Dataset section
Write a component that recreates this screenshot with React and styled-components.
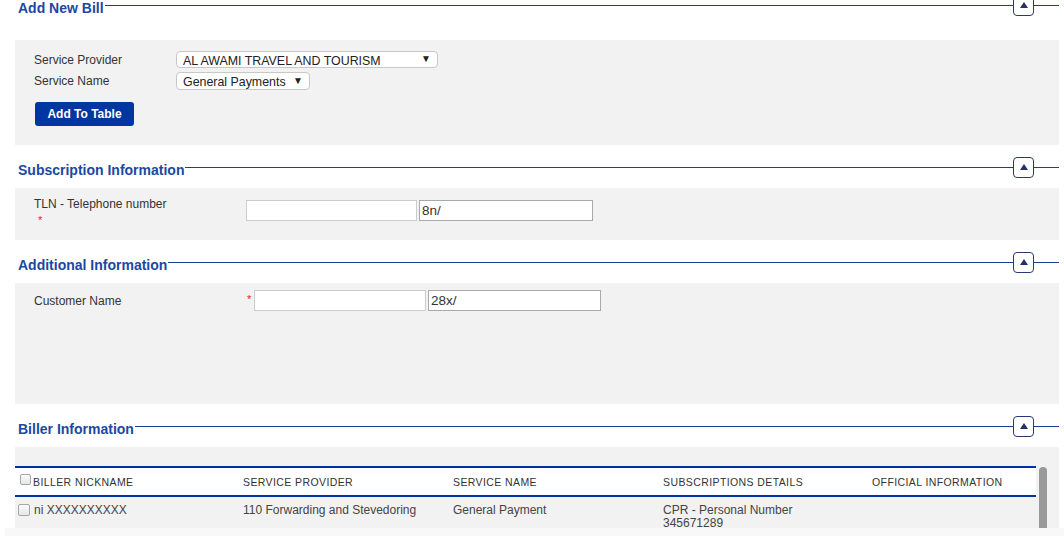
import React from 'react'
import styled, { createGlobalStyle } from 'styled-components';

const GlobalStyle = createGlobalStyle`
  html, body {
    margin: 0;
    padding: 0;
    background: #fff;
    overflow: hidden;
  }
  body {
    font-family: "Liberation Sans", Arial, sans-serif;
    color: #333;
  }
`;

const columns = [
  'BILLER NICKNAME',
  'SERVICE PROVIDER',
  'SERVICE NAME',
  'SUBSCRIPTIONS DETAILS',
  'OFFICIAL INFORMATION',
]

const SectionHeader = ({ title }) => (
  <HeaderRow>
    <Title>{title}</Title>
    <Rule />
    <Toggle type="button" aria-label="collapse">
      <Arrow />
    </Toggle>
    <RuleEnd />
  </HeaderRow>
)

const App = () => {
  return (
    <>
      <GlobalStyle />
      <Page>
        <SectionHeader title="Add New Bill" />
        <Panel top={24} pt={11} pb={19}>
          <FormGrid>
            <Label>Service Provider</Label>
            <FakeSelect width={262} height={17}>
              <span>AL AWAMI TRAVEL AND TOURISM</span>
              <Caret>▼</Caret>
            </FakeSelect>
            <Label>Service Name</Label>
            <FakeSelect width={134} height={18}>
              <span>General Payments</span>
              <Caret>▼</Caret>
            </FakeSelect>
          </FormGrid>
          <PrimaryButton type="button">Add To Table</PrimaryButton>
        </Panel>

        <SectionHeader title="Subscription Information" />
        <Panel height={52} pt={8}>
          <FieldRow>
            <FieldLabel>
              TLN - Telephone number
              <Required>*</Required>
            </FieldLabel>
            <Inputs offset={4}>
              <TextBox width={171} />
              <TextBox width={174} dark defaultValue="8n/" />
            </Inputs>
          </FieldRow>
        </Panel>

        <SectionHeader title="Additional Information" />
        <Panel height={121} pt={7}>
          <FieldRow>
            <FieldLabel inline>Customer Name</FieldLabel>
            <Inputs offset={0}>
              <Star>*</Star>
              <TextBox width={172} />
              <TextBox width={173} dark defaultValue="28x/" />
            </Inputs>
          </FieldRow>
        </Panel>

        <SectionHeader title="Biller Information" />
        <Panel height={81} pt={19} clip>
          <TableWrap>
            <Table>
              <HeadRow>
                {columns.map((c, i) => (
                  <HeadCell key={c}>
                    {i === 0 && <Check small />}
                    {c}
                  </HeadCell>
                ))}
              </HeadRow>
              <BodyRow>
                <Cell>
                  <Check />
                  ni XXXXXXXXXX
                </Cell>
                <Cell>110 Forwarding and Stevedoring</Cell>
                <Cell>General Payment</Cell>
                <Cell stack>
                  <span>CPR - Personal Number</span>
                  <span>345671289</span>
                </Cell>
                <Cell></Cell>
              </BodyRow>
            </Table>
            <ScrollThumb />
          </TableWrap>
        </Panel>
        <Footer />
      </Page>
    </>
  );
}

export default App

const Page = styled.div`
  margin-top: -5px;
  padding: 0 5px 0 15px;
`;

const HeaderRow = styled.div`
  display: flex;
  align-items: center;
  height: 21px;
`;

const Title = styled.h2`
  margin: 0 1px 0 3px;
  font-size: 14px;
  font-weight: 700;
  color: #1b48a1;
  line-height: 16px;
  padding-top: 5px;
  white-space: nowrap;
`;

const Rule = styled.div`
  flex: 1;
  height: 1px;
  background: #1c3f91;
`;

const RuleEnd = styled(Rule)`
  flex: 0 0 26px;
`;

const Toggle = styled.button`
  flex: 0 0 21px;
  width: 21px;
  height: 21px;
  margin: 0 -1px;
  padding: 0;
  border: 1px solid #2b3673;
  border-radius: 4px;
  background: #fff;
  display: flex;
  align-items: center;
  justify-content: center;
`;

const Arrow = styled.span`
  width: 0;
  height: 0;
  border-left: 4px solid transparent;
  border-right: 4px solid transparent;
  border-bottom: 6px solid #25306a;
  margin-top: -1px;
`;

const Panel = styled.section`
  background: #f2f2f2;
  margin: ${(p) => p.top ?? 10}px 0 12px;
  padding: ${(p) => p.pt ?? 0}px 0 ${(p) => p.pb ?? 0}px 19px;
  height: ${(p) => (p.height ? `${p.height}px` : 'auto')};
  box-sizing: border-box;
  overflow: ${(p) => (p.clip ? 'hidden' : 'visible')};
  ${(p) => p.clip && 'margin-bottom: 0; padding-left: 0;'}
`;

const FormGrid = styled.div`
  display: grid;
  grid-template-columns: 142px auto;
  row-gap: 4px;
  justify-items: start;
  align-items: center;
`;

const Label = styled.label`
  font-size: 12px;
  color: #333;
`;

const FakeSelect = styled.div`
  width: ${(p) => p.width}px;
  height: ${(p) => p.height}px;
  box-sizing: border-box;
  border: 1px solid #c8c8c8;
  border-radius: 4px;
  background: #fff;
  display: flex;
  align-items: center;
  justify-content: space-between;
  padding: 2px 6px 0 6px;
  font-size: 12.4px;
  color: #222;
  white-space: nowrap;
`;

const Caret = styled.span`
  font-size: 10px;
  color: #222;
  margin-top: -4px;
`;

const PrimaryButton = styled.button`
  margin-top: 12px;
  margin-left: 1px;
  width: 99px;
  height: 24px;
  border: none;
  border-radius: 3px;
  background: #0036a1;
  color: #fff;
  font-family: "Liberation Sans", Arial, sans-serif;
  font-size: 12px;
  font-weight: 700;
  padding: 0;
`;

const FieldRow = styled.div`
  display: flex;
  align-items: flex-start;
`;

const FieldLabel = styled.div`
  width: 212px;
  flex: 0 0 212px;
  font-size: 12px;
  line-height: 14px;
  color: #333;
  padding-top: ${(p) => (p.inline ? '4px' : '1px')};
`;

const Required = styled.span`
  display: block;
  color: #e0282e;
  font-size: 11px;
  line-height: 12px;
  margin: 3px 0 0 4px;
`;

const Star = styled.span`
  color: #e0282e;
  font-size: 11px;
  width: 6px;
  padding: 3px 0 0 1px;
  box-sizing: border-box;
  align-self: flex-start;
`;

const Inputs = styled.div`
  display: flex;
  gap: 2px;
  padding-top: ${(p) => p.offset}px;
`;

const TextBox = styled.input`
  width: ${(p) => p.width}px;
  height: 21px;
  box-sizing: border-box;
  border: 1px solid ${(p) => (p.dark ? '#a9a9a9' : '#cccccc')};
  background: #fff;
  font-family: "Liberation Sans", Arial, sans-serif;
  font-size: 13.5px;
  color: #333;
  padding: 0 2px;
  outline: none;
`;

const TableWrap = styled.div`
  display: flex;
  align-items: flex-start;
`;

const Table = styled.div`
  width: 1021px;
  border-top: 2px solid #0033a0;
`;

const gridCols = `
  display: grid;
  grid-template-columns: 223px 210px 210px 209px 1fr;
`;

const HeadRow = styled.div`
  ${gridCols}
  height: 27px;
  background: #fff;
  border-bottom: 2px solid #0033a0;
  align-items: center;
`;

const HeadCell = styled.div`
  display: flex;
  align-items: center;
  padding-left: 5px;
  font-size: 10.5px;
  color: #333;
  letter-spacing: 0.4px;
  white-space: nowrap;
`;

const BodyRow = styled.div`
  ${gridCols}
  padding-top: 7px;
`;

const Cell = styled.div`
  display: flex;
  align-items: flex-start;
  flex-direction: ${(p) => (p.stack ? 'column' : 'row')};
  padding-left: 5px;
  font-size: 12px;
  line-height: 13px;
  color: #444;
`;

const Check = styled.span`
  display: inline-block;
  box-sizing: border-box;
  flex: 0 0 auto;
  width: ${(p) => (p.small ? 11 : 12)}px;
  height: ${(p) => (p.small ? 11 : 12)}px;
  border: 1px solid #a6a6a6;
  border-radius: 2px;
  background: linear-gradient(#fafafa, #e6e6e6);
  margin: ${(p) => (p.small ? '-5px 2px 0 0' : '0 4px 0 -2px')};
`;

const ScrollThumb = styled.div`
  width: 8px;
  height: 80px;
  margin: 1px 0 0 3px;
  background: #9a9a9a;
  border-radius: 4px 4px 0 0;
`;

const Footer = styled.div`
  margin-left: -10px;
  margin-right: -5px;
  height: 20px;
  background: #f8f8f8;
`;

Stated exercise
Return all lines of the material above in which the word "React" occurs.

Task answer
Write a component that recreates this screenshot with React and styled-components.
import React from 'react'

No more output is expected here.